NEW YORK — Madonna premiered Confessions II, a cinematic visual album built around the first six tracks of her forthcoming studio record, at the 2026 Tribeca Festival on June 5 before making it available on YouTube on June 8. The more-than-ten-minute short film — directed by David Toro and Solomon Chase under the name TORSO — features an ensemble including Julia Garner, Benedict Cumberbatch, Kate Moss, Sabrina Carpenter, Gwendoline Christie, Richard E. Grant, Archie Madekwe, Debi Mazar, Odessa A’zion, and Madonna’s daughter Lourdes Leon. The Confessions II album itself is set for release on July 3, 2026.
The Beacon Theatre screening, before nearly 3,000 fans, was followed by a conversation with Anderson Cooper substituting for the originally announced Jimmy Fallon. Madonna sat alongside directors Toro and Chase to discuss the project, returning to New York in a moment she described as deeply personal. According to Deadline’s full report on Madonna at the Tribeca Festival Q&A and Confessions II premiere, she described the visit as “a full-circle moment for me,” reflecting on her early years dancing in New York clubs and crediting her longevity in part to sobriety: “I made it this long because I don’t drink and I don’t smoke.”

The visual work unfolds as a single continuous piece, following Madonna as she is pursued by camera-wielding women through settings ranging from an apartment and a forest to a nightclub and a bathroom dance party. What The Hollywood Reporter described in its full account of Madonna’s Confessions II Tribeca premiere as a maximalist, NSFW sensory spectacle — “lasers coming out of every orifice” — arrives with a pointed statement about distraction: attendees’ phones were placed in Yondr pouches before the screening, a choice Madonna defended directly: cellphones, she said, “come between people.”

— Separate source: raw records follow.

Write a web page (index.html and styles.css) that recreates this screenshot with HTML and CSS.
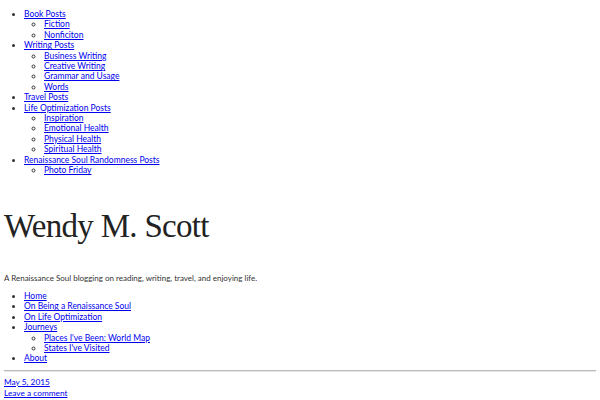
FILE: index.html
```html
<!DOCTYPE html>
<html>
<head>
<meta charset="utf-8">
<link rel="stylesheet" href="styles.css">
</head>
<body>
<ul class="menu">
  <li><a href="#">Book Posts</a>
    <ul>
      <li><a href="#">Fiction</a></li>
      <li><a href="#">Nonficiton</a></li>
    </ul>
  </li>
  <li><a href="#">Writing Posts</a>
    <ul>
      <li><a href="#">Business Writing</a></li>
      <li><a href="#">Creative Writing</a></li>
      <li><a href="#">Grammar and Usage</a></li>
      <li><a href="#">Words</a></li>
    </ul>
  </li>
  <li><a href="#">Travel Posts</a></li>
  <li><a href="#">Life Optimization Posts</a>
    <ul>
      <li><a href="#">Inspiration</a></li>
      <li><a href="#">Emotional Health</a></li>
      <li><a href="#">Physical Health</a></li>
      <li><a href="#">Spiritual Health</a></li>
    </ul>
  </li>
  <li><a href="#">Renaissance Soul Randomness Posts</a>
    <ul>
      <li><a href="#">Photo Friday</a></li>
    </ul>
  </li>
</ul>
<header class="site-header">
  <h1 class="site-title">Wendy M. Scott</h1>
  <p class="tagline">A Renaissance Soul blogging on reading, writing, travel, and enjoying life.</p>
</header>
<ul class="menu nav">
  <li><a href="#">Home</a></li>
  <li><a href="#">On Being a Renaissance Soul</a></li>
  <li><a href="#">On Life Optimization</a></li>
  <li><a href="#">Journeys</a>
    <ul>
      <li><a href="#">Places I've Been: World Map</a></li>
      <li><a href="#">States I've Visited</a></li>
    </ul>
  </li>
  <li><a href="#">About</a></li>
</ul>
<hr class="rule">
<div class="meta">
  <a href="#">May 5, 2015</a><br>
  <a href="#">Leave a comment</a>
</div>
</body>
</html>
```
FILE: styles.css
```css
html, body {
  margin: 0;
  padding: 0;
  background: #fff;
}
body {
  padding: 0 4px;
  font-family: Lato, "Liberation Sans", sans-serif;
  font-size: 8.5px;
  line-height: 10.4px;
  color: #333;
}
a {
  color: #0000ee;
}
.menu {
  margin: 9px 0 0;
  padding-left: 20px;
}
.menu ul {
  margin: 0;
  padding-left: 20px;
  list-style: circle;
}
.site-header {
  margin-top: 30px;
}
.site-title {
  margin: 0;
  font-family: "Liberation Serif", serif;
  font-weight: normal;
  font-size: 33px;
  letter-spacing: -0.7px;
  line-height: 40px;
  color: #222;
}
.tagline {
  margin: 27px 0 0;
  font-size: 8px;
}
.nav {
  margin-top: 8px;
}
.rule {
  margin: 6px 0 5px;
  border: 0;
  border-top: 1px solid #bbb;
  border-bottom: 1px solid #e6e6e6;
}
.meta {
  font-size: 8.3px;
  line-height: 11px;
}
```
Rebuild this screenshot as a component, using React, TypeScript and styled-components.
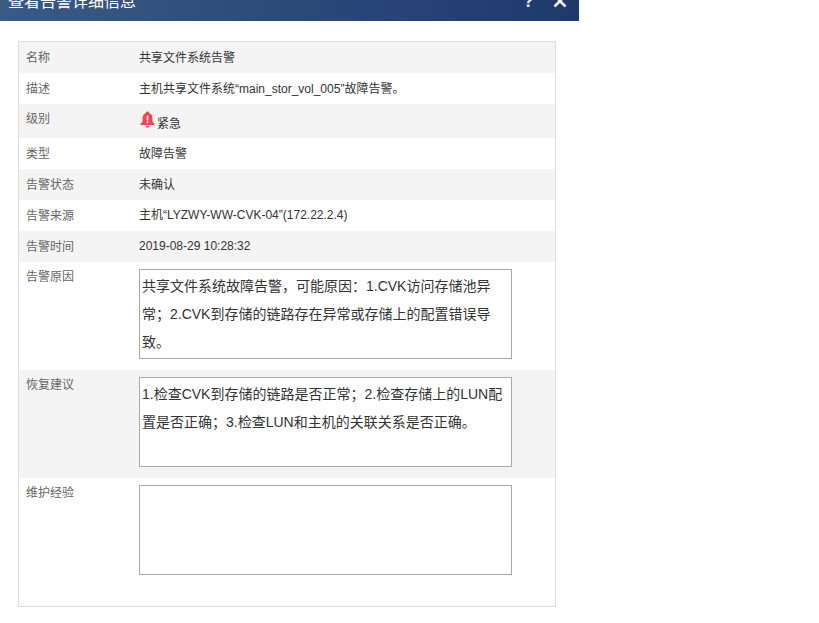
import React from 'react';
import styled, { createGlobalStyle } from 'styled-components';

const GlobalStyle = createGlobalStyle`
  html, body {
    margin: 0;
    padding: 0;
    background: #fff;
    overflow: hidden;
  }
  body {
    font-family: "Liberation Sans", "Noto Sans CJK SC", sans-serif;
    font-size: 12px;
  }
`;

const Dialog = styled.div`
  width: 579px;
  margin-top: -19px;
`;

const TitleBar = styled.header`
  height: 40px;
  display: flex;
  justify-content: space-between;
  align-items: center;
  padding: 0 12px 0 8px;
  box-sizing: border-box;
  background: linear-gradient(to right, #3a5a85, #1e3a6b);
  color: #fff;
`;

const Title = styled.h2`
  margin: 0 0 3px;
  font-size: 16px;
  font-weight: normal;
`;

const TitleTools = styled.div`
  display: flex;
  align-items: center;
  gap: 19px;
`;

const HelpMark = styled.span`
  font-size: 18px;
  font-weight: bold;
  color: #dfe4ec;
`;

const Panel = styled.div`
  margin: 20px 23px 0 18px;
  border: 1px solid #ddd;
  height: 566px;
  box-sizing: border-box;
`;

const Row = styled.div<{ $h: number; $shade?: boolean }>`
  display: flex;
  height: ${(p) => p.$h}px;
  box-sizing: border-box;
  background: ${(p) => (p.$shade ? '#f4f4f4' : '#fff')};
`;

const Label = styled.div<{ $top?: number }>`
  width: 120px;
  padding: ${(p) => p.$top ?? 8}px 0 0 7px;
  box-sizing: border-box;
  line-height: 17px;
  color: #666;
`;

const Value = styled.div<{ $top?: number }>`
  padding-top: ${(p) => p.$top ?? 8}px;
  line-height: 17px;
  color: #333;
`;

const LevelValue = styled(Value)`
  display: flex;
  align-items: flex-start;
  gap: 1px;
`;

const LevelText = styled.span`
  margin-top: 5px;
`;

const TextBox = styled.div`
  width: 373px;
  height: 90px;
  margin-top: 7px;
  padding: 2px 2px;
  box-sizing: border-box;
  border: 1px solid #a9a9a9;
  background: #fff;
  font-size: 14px;
  line-height: 28px;
  color: #333;
`;

const BellIcon = () => (
  <svg width="17" height="17" viewBox="0 0 17 17">
    <path
      fill="#f4444f"
      d="M8.5 0.5c-1 0-1.6.7-1.6 1.5C4.6 2.8 3.6 4.8 3.6 7v3.2L1.5 13v1h14v-1l-2.1-2.8V7c0-2.2-1-4.2-3.3-5 0-.8-.6-1.5-1.6-1.5zM6.5 15c.2 1 1 1.5 2 1.5s1.8-.5 2-1.5z"
    />
    <rect x="7.7" y="4.5" width="1.6" height="5" fill="#fff" />
    <rect x="7.7" y="10.4" width="1.6" height="1.6" fill="#fff" />
  </svg>
);

const CloseIcon = () => (
  <svg width="14" height="14" viewBox="0 0 14 14">
    <path d="M1.5 1.5l11 11M12.5 1.5l-11 11" stroke="#eef1f5" strokeWidth="2.6" fill="none" />
  </svg>
);

const simpleRows = [
  { label: '类型', value: '故障告警', shade: false, top: 8 },
  { label: '告警状态', value: '未确认', shade: true, top: 8 },
  { label: '告警来源', value: '主机“LYZWY-WW-CVK-04”(172.22.2.4)', shade: false, top: 7 },
  { label: '告警时间', value: '2019-08-29 10:28:32', shade: true, top: 7 },
];

const App: React.FC = () => {
  return (
    <>
      <GlobalStyle />
      <Dialog>
        <TitleBar>
          <Title>查看告警详细信息</Title>
          <TitleTools>
            <HelpMark>?</HelpMark>
            <CloseIcon />
          </TitleTools>
        </TitleBar>
        <Panel>
          <Row $h={31} $shade>
            <Label>名称</Label>
            <Value>共享文件系统告警</Value>
          </Row>
          <Row $h={31}>
            <Label>描述</Label>
            <Value>主机共享文件系统“main_stor_vol_005”故障告警。</Value>
          </Row>
          <Row $h={34} $shade>
            <Label $top={7}>级别</Label>
            <LevelValue $top={7}>
              <BellIcon />
              <LevelText>紧急</LevelText>
            </LevelValue>
          </Row>
          {simpleRows.map((r) => (
            <Row key={r.label} $h={31} $shade={r.shade}>
              <Label>{r.label}</Label>
              <Value $top={r.top}>{r.value}</Value>
            </Row>
          ))}
          <Row $h={108}>
            <Label $top={7}>告警原因</Label>
            <TextBox>共享文件系统故障告警，可能原因：1.CVK访问存储池异常；2.CVK到存储的链路存在异常或存储上的配置错误导致。</TextBox>
          </Row>
          <Row $h={108} $shade>
            <Label $top={7}>恢复建议</Label>
            <TextBox>1.检查CVK到存储的链路是否正常；2.检查存储上的LUN配置是否正确；3.检查LUN和主机的关联关系是否正确。</TextBox>
          </Row>
          <Row $h={108}>
            <Label $top={7}>维护经验</Label>
            <TextBox />
          </Row>
        </Panel>
      </Dialog>
    </>
  );
};

export default App;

Confessions II arrives nearly twenty years after Confessions on a Dance Floor — the 2005 landmark that produced “Hung Up” and became one of the best-reviewed albums of Madonna’s career. The follow-up includes “I Feel So Free,” a lead single that Madonna performed at Coachella with Sabrina Carpenter, and “Danceteria,” a track named for the iconic New York club where she cut her teeth in the early 1980s. Carpenter, who appears throughout the visual album, is among the most prominent collaborators on the full record; she was recently left off NBC’s Emmy submission ballot for her Saturday Night Live Season 51 hosting appearance despite her October episode generating significant audience figures.

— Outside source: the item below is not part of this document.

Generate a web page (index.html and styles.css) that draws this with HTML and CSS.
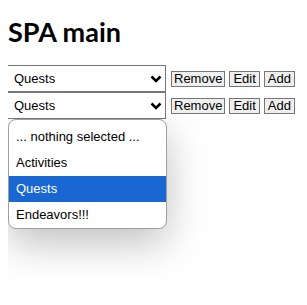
FILE: index.html
```html
<!DOCTYPE html>
<html>
<head>
	<title>SPA main</title>
	<link rel="stylesheet" href="styles.css">
</head>
<body>
	<h1>SPA main</h1>
	<div class="rows">
		<div class="row">
			<select class="pick">
				<option>... nothing selected ...</option>
				<option>Activities</option>
				<option selected>Quests</option>
				<option>Endeavors!!!</option>
			</select>
			<button type="button" class="remove">Remove</button>
			<button type="button">Edit</button>
			<button type="button">Add</button>
		</div>
		<div class="row">
			<select class="pick">
				<option>... nothing selected ...</option>
				<option>Activities</option>
				<option selected>Quests</option>
				<option>Endeavors!!!</option>
			</select>
			<button type="button" class="remove">Remove</button>
			<button type="button">Edit</button>
			<button type="button">Add</button>
		</div>
	</div>

	<!-- open dropdown of the second select -->
	<div class="droplist">
		<div class="opt">... nothing selected ...</div>
		<div class="opt">Activities</div>
		<div class="opt current">Quests</div>
		<div class="opt">Endeavors!!!</div>
	</div>
</body>
</html>
```

FILE: styles.css
```css
html {
	background: #fff;
}
body {
	margin: 8px;
	min-height: 289px;
	font-family: "Liberation Sans", Arial, sans-serif;
}
h1 {
	font-family: Lato, sans-serif;
	font-weight: 700;
	font-size: 27px;
	line-height: 32px;
	margin: 8px 0 17px 0;
	color: #000;
}
.row {
	display: flex;
	align-items: center;
}
.pick {
	flex-shrink: 0;
	-webkit-appearance: none;
	appearance: none;
	width: 159px;
	height: 27px;
	margin: 0 0 0 -1px;
	padding: 0 4px 0 6px;
	border: 1px solid #767676;
	border-radius: 0;
	background: #fff url("data:image/svg+xml;utf8,<svg xmlns='http://www.w3.org/2000/svg' width='12' height='8' viewBox='0 0 12 8'><path d='M1.5 1.5 L6 6 L10.5 1.5' fill='none' stroke='black' stroke-width='2.6'/></svg>") no-repeat right 3px center;
	font-family: "Liberation Sans", Arial, sans-serif;
	font-size: 13px;
	color: #000;
}
button {
	flex-shrink: 0;
	font-family: "Liberation Sans", Arial, sans-serif;
	font-size: 13px;
	color: #000;
	background: #efefef;
	border: 1px solid #767676;
	border-radius: 0;
	padding: 0 3px;
	height: 16px;
	line-height: 14px;
	margin-left: 4px;
}
button.remove {
	padding: 0 2px;
	margin-left: 5px;
}
.droplist {
	width: 157px;
	padding-top: 4px;
	background: #fff;
	border: 1px solid #a0a0a0;
	border-radius: 8px;
	box-shadow: 0 14px 40px rgba(0, 0, 0, 0.25);
	overflow: hidden;
	font-size: 13px;
}
.opt {
	height: 26px;
	line-height: 26px;
	padding-left: 7px;
	color: #000;
}
.opt.current {
	background: #1967d2;
	color: #fff;
}
```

The Tribeca premiere was part of a broader New York homecoming for Madonna that included a surprise 15-minute set in Times Square drawing an estimated 50,000 fans as Pride Month began — a performance that generated the kind of large-scale spectacle associated with her peak commercial years. The return arrives as the broader US music landscape heads into a competitive summer ceremony calendar; elsewhere, Cardi B leads the 2026 BET Awards field with six nominations ahead of the June 28 ceremony at Peacock Theater in Los Angeles.
Confessions II is available now on YouTube. The full album releases July 3, 2026.